GIVEN INFORMATION:
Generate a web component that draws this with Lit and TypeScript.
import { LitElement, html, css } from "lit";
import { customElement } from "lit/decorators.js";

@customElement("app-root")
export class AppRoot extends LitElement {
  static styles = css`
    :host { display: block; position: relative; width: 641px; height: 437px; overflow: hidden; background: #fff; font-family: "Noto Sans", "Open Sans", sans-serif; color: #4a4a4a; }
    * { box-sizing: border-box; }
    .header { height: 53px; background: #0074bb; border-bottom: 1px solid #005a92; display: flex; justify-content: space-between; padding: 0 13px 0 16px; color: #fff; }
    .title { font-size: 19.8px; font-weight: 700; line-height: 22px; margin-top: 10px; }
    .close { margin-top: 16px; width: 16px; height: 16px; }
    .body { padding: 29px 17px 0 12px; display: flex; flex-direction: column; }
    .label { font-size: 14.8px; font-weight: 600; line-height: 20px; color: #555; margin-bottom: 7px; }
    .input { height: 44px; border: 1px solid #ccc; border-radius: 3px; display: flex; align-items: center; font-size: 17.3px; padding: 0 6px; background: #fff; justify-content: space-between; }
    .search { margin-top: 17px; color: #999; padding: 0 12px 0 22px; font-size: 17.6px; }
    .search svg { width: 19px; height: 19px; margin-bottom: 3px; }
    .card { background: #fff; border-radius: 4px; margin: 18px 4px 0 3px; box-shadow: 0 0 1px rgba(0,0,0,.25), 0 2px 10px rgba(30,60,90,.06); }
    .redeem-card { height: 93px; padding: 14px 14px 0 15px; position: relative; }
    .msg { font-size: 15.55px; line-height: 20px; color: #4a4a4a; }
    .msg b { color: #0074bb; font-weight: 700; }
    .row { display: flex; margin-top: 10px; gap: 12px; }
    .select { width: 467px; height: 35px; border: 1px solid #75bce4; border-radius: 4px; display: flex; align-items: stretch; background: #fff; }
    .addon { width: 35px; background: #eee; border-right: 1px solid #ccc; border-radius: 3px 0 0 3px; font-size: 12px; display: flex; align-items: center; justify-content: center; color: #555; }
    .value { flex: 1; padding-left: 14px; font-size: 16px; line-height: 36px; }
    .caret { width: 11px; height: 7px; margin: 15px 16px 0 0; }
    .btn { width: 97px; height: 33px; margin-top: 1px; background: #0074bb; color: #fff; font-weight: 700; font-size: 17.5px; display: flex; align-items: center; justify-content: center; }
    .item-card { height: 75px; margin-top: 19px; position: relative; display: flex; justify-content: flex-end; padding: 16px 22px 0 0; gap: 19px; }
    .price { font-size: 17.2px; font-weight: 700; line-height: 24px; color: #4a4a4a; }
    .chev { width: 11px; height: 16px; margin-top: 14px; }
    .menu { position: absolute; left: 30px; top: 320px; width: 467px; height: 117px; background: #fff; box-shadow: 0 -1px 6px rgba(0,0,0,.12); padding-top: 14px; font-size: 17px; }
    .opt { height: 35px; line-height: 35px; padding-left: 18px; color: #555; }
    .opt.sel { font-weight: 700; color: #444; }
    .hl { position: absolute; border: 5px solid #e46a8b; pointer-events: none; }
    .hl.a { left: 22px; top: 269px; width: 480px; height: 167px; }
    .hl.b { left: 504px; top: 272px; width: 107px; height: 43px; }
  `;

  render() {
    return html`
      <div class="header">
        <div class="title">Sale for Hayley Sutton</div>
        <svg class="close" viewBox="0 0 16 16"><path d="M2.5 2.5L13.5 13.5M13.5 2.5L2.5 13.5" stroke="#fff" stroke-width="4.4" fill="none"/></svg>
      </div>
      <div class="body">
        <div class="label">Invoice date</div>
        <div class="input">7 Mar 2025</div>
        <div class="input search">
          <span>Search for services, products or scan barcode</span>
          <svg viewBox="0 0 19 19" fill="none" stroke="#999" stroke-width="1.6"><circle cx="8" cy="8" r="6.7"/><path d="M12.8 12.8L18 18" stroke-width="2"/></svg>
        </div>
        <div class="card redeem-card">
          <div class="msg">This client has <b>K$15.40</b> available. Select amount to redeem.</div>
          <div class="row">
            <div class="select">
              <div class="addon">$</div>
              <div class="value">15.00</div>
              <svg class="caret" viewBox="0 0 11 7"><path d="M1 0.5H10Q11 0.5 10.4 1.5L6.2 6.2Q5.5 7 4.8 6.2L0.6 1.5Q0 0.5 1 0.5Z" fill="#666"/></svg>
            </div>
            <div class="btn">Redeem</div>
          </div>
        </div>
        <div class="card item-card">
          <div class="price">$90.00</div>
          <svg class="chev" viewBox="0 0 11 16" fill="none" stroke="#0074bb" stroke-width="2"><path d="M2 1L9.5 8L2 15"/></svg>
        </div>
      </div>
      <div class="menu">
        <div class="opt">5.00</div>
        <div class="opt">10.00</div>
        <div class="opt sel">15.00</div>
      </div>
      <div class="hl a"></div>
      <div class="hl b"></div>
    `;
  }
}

==

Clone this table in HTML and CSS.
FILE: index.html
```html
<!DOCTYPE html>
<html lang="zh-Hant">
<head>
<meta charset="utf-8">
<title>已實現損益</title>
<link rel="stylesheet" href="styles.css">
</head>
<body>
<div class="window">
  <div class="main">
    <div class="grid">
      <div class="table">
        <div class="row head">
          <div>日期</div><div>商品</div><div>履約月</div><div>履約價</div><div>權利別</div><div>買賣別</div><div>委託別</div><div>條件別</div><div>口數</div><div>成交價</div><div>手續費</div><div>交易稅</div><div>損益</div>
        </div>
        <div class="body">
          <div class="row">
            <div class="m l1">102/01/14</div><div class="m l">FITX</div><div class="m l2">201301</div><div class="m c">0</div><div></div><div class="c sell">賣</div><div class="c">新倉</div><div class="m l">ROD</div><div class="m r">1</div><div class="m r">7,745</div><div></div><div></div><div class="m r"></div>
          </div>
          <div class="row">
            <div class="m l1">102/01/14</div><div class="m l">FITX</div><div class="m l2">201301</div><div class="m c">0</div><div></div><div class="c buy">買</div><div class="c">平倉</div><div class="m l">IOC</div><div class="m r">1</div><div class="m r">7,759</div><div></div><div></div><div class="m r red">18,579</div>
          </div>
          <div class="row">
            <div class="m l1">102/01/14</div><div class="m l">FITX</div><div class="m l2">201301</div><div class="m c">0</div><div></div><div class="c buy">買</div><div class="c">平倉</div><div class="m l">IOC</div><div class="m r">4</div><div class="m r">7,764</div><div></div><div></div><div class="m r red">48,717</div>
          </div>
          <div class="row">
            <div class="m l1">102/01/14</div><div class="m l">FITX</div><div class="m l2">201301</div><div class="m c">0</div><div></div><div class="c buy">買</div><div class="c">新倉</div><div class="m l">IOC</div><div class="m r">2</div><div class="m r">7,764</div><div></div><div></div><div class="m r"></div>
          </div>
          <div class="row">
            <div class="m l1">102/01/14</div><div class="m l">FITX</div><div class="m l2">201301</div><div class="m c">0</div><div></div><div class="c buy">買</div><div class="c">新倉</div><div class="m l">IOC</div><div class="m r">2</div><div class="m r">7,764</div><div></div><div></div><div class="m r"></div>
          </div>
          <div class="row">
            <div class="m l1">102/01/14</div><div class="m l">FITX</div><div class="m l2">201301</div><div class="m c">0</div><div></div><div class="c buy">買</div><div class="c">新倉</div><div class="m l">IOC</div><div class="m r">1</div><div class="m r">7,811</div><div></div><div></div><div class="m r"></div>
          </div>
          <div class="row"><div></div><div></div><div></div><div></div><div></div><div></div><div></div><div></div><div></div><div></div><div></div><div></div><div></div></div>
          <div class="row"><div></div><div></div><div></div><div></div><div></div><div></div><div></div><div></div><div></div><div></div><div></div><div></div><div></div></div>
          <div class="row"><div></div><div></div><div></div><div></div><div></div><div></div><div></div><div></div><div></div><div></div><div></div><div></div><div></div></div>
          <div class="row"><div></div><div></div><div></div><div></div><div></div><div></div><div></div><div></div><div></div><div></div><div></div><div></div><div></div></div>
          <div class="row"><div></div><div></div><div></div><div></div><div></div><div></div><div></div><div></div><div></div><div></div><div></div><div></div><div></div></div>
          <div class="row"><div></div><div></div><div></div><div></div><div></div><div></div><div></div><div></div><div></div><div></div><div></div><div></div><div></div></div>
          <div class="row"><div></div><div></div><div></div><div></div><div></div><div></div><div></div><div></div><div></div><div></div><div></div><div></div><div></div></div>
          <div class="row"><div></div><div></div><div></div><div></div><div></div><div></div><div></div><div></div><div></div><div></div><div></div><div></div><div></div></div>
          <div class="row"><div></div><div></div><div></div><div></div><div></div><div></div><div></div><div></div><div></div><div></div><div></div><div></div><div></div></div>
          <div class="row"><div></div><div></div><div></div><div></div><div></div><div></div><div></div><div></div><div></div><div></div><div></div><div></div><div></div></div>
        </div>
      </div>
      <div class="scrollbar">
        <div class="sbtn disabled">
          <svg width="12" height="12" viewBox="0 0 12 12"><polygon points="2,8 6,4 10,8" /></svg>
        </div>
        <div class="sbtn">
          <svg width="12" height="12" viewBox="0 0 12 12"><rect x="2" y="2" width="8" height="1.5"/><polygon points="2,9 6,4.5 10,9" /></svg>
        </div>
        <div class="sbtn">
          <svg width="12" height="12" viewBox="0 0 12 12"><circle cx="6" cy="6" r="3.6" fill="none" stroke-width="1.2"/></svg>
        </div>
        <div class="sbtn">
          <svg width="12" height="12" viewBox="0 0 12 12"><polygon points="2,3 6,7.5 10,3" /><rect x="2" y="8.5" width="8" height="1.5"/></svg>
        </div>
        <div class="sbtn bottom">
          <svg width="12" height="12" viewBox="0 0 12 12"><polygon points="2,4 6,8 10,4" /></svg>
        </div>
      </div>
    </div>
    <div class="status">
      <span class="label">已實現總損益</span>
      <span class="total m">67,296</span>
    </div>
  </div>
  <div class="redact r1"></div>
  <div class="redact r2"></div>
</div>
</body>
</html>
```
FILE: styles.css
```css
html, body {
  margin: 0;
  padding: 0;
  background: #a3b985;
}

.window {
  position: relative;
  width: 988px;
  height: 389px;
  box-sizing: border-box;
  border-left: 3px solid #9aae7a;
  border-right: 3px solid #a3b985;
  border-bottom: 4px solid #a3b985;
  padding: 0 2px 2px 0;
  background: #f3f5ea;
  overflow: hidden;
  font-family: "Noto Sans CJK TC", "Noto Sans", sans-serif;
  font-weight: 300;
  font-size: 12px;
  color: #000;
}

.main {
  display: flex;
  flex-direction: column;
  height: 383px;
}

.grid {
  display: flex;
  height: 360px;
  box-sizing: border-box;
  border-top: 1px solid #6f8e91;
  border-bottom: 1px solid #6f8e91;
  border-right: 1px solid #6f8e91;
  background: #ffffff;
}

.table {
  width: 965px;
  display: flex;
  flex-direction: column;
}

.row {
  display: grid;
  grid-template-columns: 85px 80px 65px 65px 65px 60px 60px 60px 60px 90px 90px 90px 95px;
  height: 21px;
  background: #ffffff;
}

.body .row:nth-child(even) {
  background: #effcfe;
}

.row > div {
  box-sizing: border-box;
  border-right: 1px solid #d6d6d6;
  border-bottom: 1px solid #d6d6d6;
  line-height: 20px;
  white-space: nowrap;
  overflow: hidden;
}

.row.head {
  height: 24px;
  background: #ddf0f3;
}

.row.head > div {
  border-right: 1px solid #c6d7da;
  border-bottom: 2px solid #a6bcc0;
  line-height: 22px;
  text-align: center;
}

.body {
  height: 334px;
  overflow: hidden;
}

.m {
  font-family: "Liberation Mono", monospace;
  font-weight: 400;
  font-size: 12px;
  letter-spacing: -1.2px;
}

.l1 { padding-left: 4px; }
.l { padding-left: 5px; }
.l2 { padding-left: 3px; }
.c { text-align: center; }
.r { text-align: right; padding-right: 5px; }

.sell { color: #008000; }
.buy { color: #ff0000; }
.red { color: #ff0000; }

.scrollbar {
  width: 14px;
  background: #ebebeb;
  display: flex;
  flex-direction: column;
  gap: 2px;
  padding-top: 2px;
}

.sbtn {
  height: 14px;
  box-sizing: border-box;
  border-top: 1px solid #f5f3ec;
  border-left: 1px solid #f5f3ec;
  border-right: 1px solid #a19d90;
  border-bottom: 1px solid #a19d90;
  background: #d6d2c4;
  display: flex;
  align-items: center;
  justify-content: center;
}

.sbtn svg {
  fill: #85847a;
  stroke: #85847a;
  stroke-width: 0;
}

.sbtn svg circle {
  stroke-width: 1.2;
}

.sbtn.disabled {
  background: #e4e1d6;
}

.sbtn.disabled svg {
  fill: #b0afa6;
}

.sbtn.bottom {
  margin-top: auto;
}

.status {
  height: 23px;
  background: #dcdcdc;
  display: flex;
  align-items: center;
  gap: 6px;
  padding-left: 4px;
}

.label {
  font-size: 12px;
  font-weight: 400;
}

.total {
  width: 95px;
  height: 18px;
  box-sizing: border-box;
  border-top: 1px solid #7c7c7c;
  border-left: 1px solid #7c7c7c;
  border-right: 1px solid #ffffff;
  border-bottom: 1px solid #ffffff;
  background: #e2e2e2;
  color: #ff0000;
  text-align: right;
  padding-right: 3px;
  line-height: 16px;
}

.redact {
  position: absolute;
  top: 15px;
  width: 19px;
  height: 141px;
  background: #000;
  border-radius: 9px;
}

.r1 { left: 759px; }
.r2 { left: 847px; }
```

--

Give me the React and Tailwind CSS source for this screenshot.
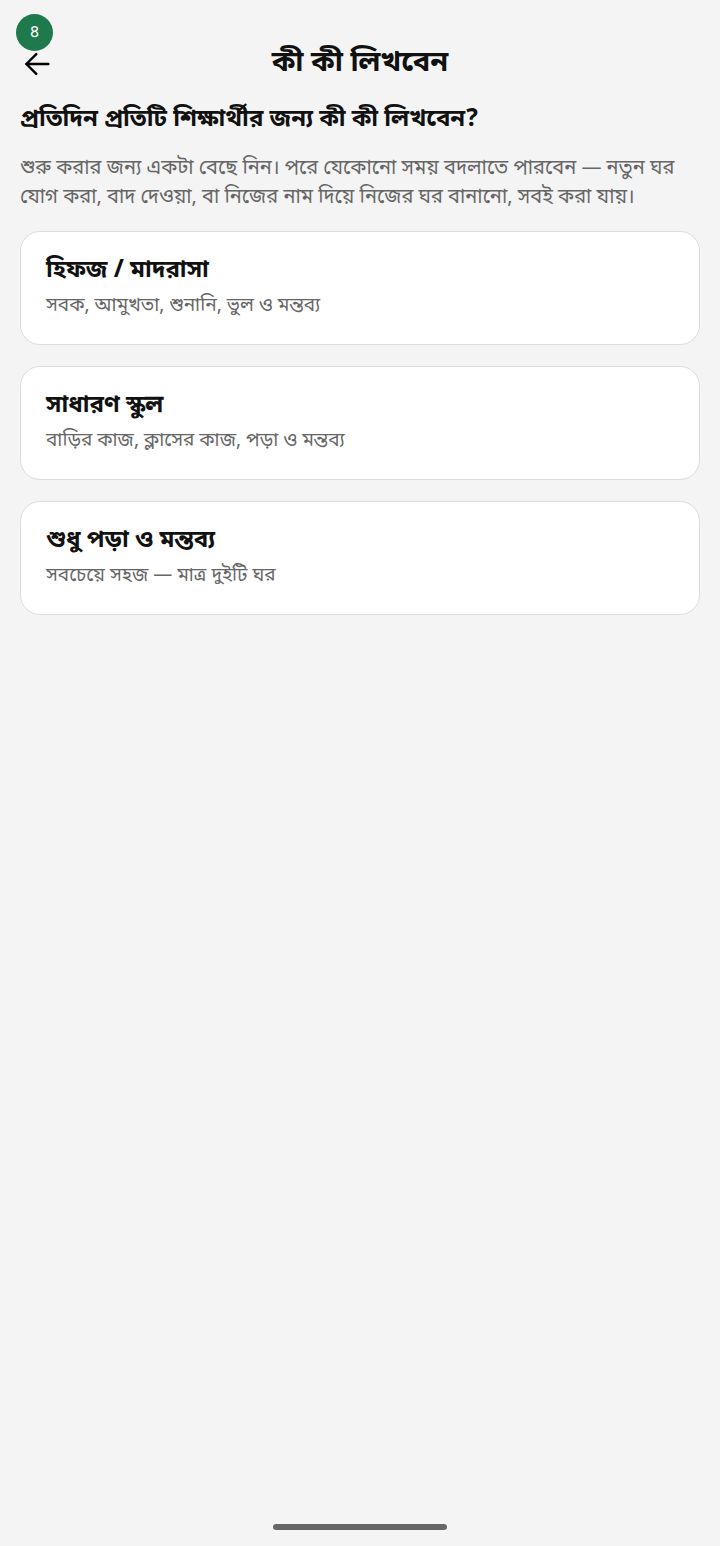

THE EXERCISE: Extract all lines containing the word "table".

FINAL ANSWER:
Clone this table in HTML and CSS.
      <div class="table">
.table {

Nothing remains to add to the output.